Questions: Reception History and Translation Lineages
5 questions to test your understanding
Score: 0 / 5
Question 1 Multiple Choice
Emily Wilson's 2017 translation of Homer's Odyssey rendered a term that earlier translations glossed as heroic praise as 'complicated man,' foregrounding moral ambiguity rather than heroism. What does this translation choice represent, from a reception history perspective?
AA mistranslation that should be corrected against the authoritative original Greek
BA frozen interpretive reading that reflects Wilson's historical moment and interpretive priorities, adding a new layer to Homer's reception history
CProof that earlier translations were ideologically biased while Wilson's is neutral and objective
DAn example of foreignizing translation strategy that restores the original text's foreignness
From a reception history perspective, no translation is a neutral window onto the original — each is an interpretive reading frozen into another language. Wilson's choice reflects her historical moment and contemporary interpretive concerns, just as Pope's 1715 translation reflected neoclassical ideals and Chapman's 1616 version reflected Elizabethan heroic values. No translation is more 'correct' in the sense of being free from perspective; each adds a new layer to Homer's reception history and tells us about its era as much as about Homer.
Question 2 Multiple Choice
According to reception history, what primarily determines whether a literary work becomes canonical?
AThe intrinsic aesthetic quality of the text, which readers across cultures and centuries recognize independently
BThe author's biographical reputation and historical importance at the time of original publication
CThe repeated selection, translation, teaching, and institutionalization of the work by schools, publishers, critics, and curricula across generations
DThe universality of the themes the work addresses, which ensures relevance across cultures
Reception history reveals that canonicity is constructed, not discovered. A work becomes canonical through institutional action: it is repeatedly translated into influential languages, included in curricula, reviewed by critics, taught in universities, and made available to subsequent generations. Equally rich works that lack this institutional support remain invisible to most of the world's readers. Quality is necessary but not sufficient; institutional circulation is what converts potential canonicity into actual canonicity.
Question 3 True / False
A translation is a frozen interpretive reading that tells us as much about the translator's historical moment as about the original text.
TTrue
FFalse
Answer: True
This is the central insight of translation lineage analysis. Each translator brings ideological assumptions, aesthetic priorities, and the concerns of their era to the translation. Chapman read Homer through Elizabethan heroism; Pope through neoclassical formalism; Lattimore through mid-century directness; Wilson through contemporary critical analysis. The differences between translations are not random variation but records of different cultural encounters with antiquity. A translation lineage is reception history made visible.
Question 4 True / False
Studying reception history shows that literary texts have unstable, constructed meanings, which implies that evaluating their quality or significance is not possible.
TTrue
FFalse
Answer: False
Reception history contextualizes literary value but does not debunk it.
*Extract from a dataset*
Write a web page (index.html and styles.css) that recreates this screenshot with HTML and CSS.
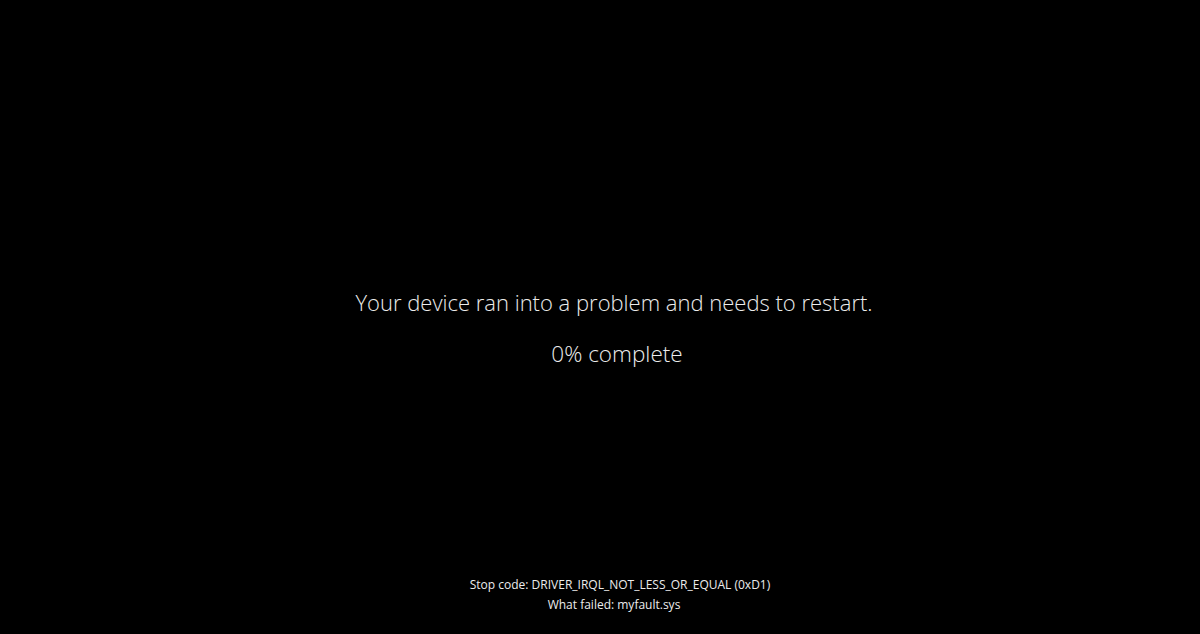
FILE: index.html
```html
<!DOCTYPE html>
<html lang="en">
<head>
<meta charset="utf-8">
<link rel="stylesheet" href="styles.css">
</head>
<body>
<div class="screen">
  <div class="message">
    <p class="headline">Your device ran into a problem and needs to restart.</p>
    <p class="progress">0% complete</p>
  </div>
  <div class="details">
    <p class="detail">Stop code: DRIVER_IRQL_NOT_LESS_OR_EQUAL (0xD1)</p>
    <p class="detail">What failed: myfault.sys</p>
  </div>
</div>
</body>
</html>
```
FILE: styles.css
```css
html, body {
  margin: 0;
  padding: 0;
  background: #000;
}
.screen {
  width: 1200px;
  height: 634px;
  display: flex;
  flex-direction: column;
  align-items: center;
  color: #ececec;
  font-family: "Open Sans", "Noto Sans", sans-serif;
  font-weight: 300;
  box-sizing: border-box;
  padding: 286px 0 19px 28px;
}
.message {
  display: flex;
  flex-direction: column;
  align-items: center;
  gap: 20px;
  flex: 1;
}
p { margin: 0; }
.headline {
  font-size: 22px;
  line-height: 32px;
}
.progress {
  font-size: 22.5px;
  line-height: 32px;
  margin-left: 6px;
}
.details {
  display: flex;
  flex-direction: column;
  align-items: center;
}
.detail {
  font-size: 12px;
  line-height: 20px;
  font-weight: 400;
}
.detail:first-child {
  margin-left: 12px;
}
```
Understanding that canonicity is institutionally constructed and that meanings shift across historical contexts does not mean all interpretations are equally valid or that quality judgments are impossible. Rather, it makes us more precise evaluators: we can distinguish intrinsic textual properties from the contingent historical choices that made particular works visible, and we can recognize which interpretive frames are doing the most work at any given moment of reading.
Question 5 Short Answer
What does reception history reveal about the relationship between a text's intrinsic properties and its meaning in the world?
Think about your answer, then reveal below.
Model answer: Reception history reveals that a text's meaning in the world is not simply latent in its words, waiting to be correctly decoded. Meaning is produced through the encounter between text and reader within a specific historical, institutional, and cultural context. The same text generates different meanings when read through different critical traditions, translated by different hands, or taught in different curricula. The text's intrinsic properties constrain the range of plausible interpretations but underdetermine meaning — and the 'meaning' of a canonical work is always a layered accumulation of historical readings rather than a fixed essence.
This insight transforms how we read: instead of asking 'what does this text mean?' we ask 'what have readers made of it, and why?' Reception history trains interpretive archaeology: unearthing layers of reading to see both the text's richness and the contingency of our own assumptions about it.